#### To be done:
Go through the data below. List every line that holds the word "components".

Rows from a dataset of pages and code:
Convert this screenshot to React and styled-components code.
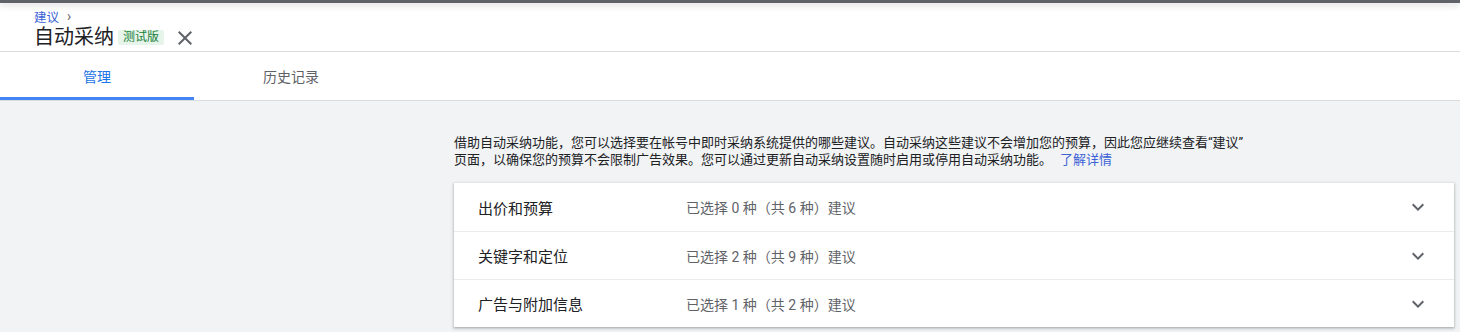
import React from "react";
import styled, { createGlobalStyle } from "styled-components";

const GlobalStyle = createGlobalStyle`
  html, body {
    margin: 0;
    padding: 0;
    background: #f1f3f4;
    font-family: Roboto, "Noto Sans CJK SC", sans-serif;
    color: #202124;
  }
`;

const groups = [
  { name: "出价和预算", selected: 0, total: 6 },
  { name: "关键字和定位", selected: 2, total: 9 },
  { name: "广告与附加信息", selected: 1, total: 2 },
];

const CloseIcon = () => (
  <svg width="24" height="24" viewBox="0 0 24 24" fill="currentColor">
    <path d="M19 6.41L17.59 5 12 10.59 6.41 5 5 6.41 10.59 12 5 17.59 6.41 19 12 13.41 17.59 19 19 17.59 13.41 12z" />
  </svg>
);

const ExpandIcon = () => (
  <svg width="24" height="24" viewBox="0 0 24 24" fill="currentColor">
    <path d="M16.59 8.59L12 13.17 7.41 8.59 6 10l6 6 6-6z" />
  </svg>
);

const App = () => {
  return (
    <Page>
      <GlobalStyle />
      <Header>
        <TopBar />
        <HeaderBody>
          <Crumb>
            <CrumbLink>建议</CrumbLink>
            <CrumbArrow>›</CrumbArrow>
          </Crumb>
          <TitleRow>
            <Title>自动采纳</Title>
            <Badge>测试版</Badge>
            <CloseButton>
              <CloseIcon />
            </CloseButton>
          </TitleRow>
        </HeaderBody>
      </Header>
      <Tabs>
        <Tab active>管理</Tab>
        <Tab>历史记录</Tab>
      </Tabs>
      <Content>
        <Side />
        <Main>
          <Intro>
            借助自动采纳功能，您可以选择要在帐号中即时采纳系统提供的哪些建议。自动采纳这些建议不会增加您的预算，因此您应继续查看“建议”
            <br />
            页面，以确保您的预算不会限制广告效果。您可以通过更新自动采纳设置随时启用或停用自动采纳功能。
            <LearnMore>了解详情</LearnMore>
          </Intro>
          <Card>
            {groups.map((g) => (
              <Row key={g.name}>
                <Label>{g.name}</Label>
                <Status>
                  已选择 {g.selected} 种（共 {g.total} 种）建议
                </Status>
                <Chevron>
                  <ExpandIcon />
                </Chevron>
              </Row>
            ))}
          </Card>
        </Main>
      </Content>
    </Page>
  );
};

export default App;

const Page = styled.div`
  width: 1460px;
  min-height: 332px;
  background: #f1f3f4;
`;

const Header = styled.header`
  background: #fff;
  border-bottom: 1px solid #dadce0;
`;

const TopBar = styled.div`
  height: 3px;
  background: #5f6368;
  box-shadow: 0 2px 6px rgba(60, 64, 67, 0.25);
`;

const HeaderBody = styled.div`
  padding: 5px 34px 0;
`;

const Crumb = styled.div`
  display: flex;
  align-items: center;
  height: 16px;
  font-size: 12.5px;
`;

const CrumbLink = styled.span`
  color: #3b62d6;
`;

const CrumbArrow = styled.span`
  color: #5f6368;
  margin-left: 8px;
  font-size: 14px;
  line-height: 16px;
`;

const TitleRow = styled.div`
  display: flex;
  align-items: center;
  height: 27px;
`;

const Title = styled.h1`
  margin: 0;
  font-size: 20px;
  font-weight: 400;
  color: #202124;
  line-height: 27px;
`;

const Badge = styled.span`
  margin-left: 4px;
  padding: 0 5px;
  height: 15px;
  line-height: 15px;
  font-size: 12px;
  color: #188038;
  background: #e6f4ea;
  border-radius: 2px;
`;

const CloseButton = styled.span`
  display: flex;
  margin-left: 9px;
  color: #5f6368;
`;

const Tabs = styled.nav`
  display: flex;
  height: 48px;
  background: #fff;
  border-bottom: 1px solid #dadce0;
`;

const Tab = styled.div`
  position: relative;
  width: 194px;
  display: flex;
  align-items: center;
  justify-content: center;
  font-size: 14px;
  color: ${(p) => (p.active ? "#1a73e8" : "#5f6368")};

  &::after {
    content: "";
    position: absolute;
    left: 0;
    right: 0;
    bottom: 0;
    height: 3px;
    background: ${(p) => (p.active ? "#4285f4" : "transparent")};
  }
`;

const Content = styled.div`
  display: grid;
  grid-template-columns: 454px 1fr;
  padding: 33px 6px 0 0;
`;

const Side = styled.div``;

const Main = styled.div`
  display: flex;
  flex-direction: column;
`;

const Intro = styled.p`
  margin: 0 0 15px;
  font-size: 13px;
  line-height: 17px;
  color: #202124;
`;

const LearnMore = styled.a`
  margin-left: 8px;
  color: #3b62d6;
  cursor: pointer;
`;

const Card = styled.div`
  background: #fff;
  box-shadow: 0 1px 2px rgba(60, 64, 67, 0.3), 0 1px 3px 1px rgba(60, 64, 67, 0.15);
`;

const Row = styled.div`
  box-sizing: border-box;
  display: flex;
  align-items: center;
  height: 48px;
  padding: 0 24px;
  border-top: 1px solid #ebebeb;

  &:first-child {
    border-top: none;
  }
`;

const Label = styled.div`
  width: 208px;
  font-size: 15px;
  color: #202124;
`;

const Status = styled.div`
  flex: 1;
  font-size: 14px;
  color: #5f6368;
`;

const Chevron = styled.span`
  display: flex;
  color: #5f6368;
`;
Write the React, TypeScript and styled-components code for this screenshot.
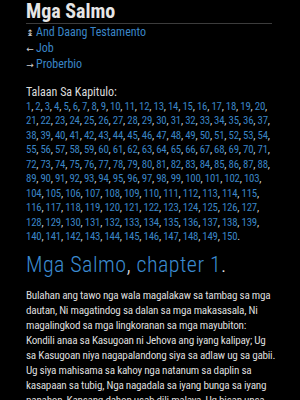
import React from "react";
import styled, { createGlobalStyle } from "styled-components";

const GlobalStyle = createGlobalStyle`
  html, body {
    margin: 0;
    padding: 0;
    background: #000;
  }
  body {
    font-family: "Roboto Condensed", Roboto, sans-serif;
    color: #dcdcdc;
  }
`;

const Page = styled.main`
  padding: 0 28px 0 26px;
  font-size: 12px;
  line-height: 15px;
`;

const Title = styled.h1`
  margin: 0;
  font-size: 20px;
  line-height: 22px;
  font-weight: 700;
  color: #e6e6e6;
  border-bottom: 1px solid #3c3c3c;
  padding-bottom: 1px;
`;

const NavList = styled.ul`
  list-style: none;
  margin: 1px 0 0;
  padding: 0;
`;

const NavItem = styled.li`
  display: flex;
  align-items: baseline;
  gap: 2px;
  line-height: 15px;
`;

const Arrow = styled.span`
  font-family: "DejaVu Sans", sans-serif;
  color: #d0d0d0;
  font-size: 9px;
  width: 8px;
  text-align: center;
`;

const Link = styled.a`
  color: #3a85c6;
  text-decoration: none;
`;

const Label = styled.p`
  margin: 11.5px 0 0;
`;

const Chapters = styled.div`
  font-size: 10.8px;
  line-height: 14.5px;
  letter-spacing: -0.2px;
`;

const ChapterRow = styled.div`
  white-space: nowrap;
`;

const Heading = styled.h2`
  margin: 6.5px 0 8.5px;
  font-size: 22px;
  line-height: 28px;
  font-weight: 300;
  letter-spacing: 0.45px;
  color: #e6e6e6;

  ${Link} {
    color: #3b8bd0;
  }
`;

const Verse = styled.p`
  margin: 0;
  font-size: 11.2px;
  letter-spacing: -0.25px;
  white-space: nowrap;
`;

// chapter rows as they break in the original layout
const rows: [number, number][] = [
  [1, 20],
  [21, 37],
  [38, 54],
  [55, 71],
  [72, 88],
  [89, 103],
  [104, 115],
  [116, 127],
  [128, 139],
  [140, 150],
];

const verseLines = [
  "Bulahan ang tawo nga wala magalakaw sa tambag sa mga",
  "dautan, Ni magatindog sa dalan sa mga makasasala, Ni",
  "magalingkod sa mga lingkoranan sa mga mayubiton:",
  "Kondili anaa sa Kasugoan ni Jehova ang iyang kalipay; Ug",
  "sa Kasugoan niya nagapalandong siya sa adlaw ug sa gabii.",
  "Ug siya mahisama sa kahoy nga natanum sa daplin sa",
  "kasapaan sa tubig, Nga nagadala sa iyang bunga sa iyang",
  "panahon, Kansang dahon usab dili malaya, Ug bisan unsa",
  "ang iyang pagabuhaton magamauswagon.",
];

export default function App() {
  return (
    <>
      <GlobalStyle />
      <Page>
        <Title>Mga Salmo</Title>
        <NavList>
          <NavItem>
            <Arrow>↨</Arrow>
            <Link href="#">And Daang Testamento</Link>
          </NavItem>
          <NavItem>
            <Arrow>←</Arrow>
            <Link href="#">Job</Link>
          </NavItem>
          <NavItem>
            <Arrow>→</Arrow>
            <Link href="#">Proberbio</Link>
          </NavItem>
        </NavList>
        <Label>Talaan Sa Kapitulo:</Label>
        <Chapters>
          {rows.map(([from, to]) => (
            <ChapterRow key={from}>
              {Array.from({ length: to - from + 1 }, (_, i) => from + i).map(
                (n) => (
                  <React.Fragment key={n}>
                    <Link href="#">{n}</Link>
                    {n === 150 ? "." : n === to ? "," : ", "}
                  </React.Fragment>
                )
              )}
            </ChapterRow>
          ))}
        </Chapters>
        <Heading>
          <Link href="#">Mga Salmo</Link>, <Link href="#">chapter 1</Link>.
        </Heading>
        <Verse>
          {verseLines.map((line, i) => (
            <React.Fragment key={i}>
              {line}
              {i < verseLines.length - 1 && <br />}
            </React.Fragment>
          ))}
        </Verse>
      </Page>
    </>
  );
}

#### Result:
Convert this screenshot to React and styled-components code.
import styled, { createGlobalStyle } from "styled-components";
Write the React, TypeScript and styled-components code for this screenshot.
import styled, { createGlobalStyle } from "styled-components";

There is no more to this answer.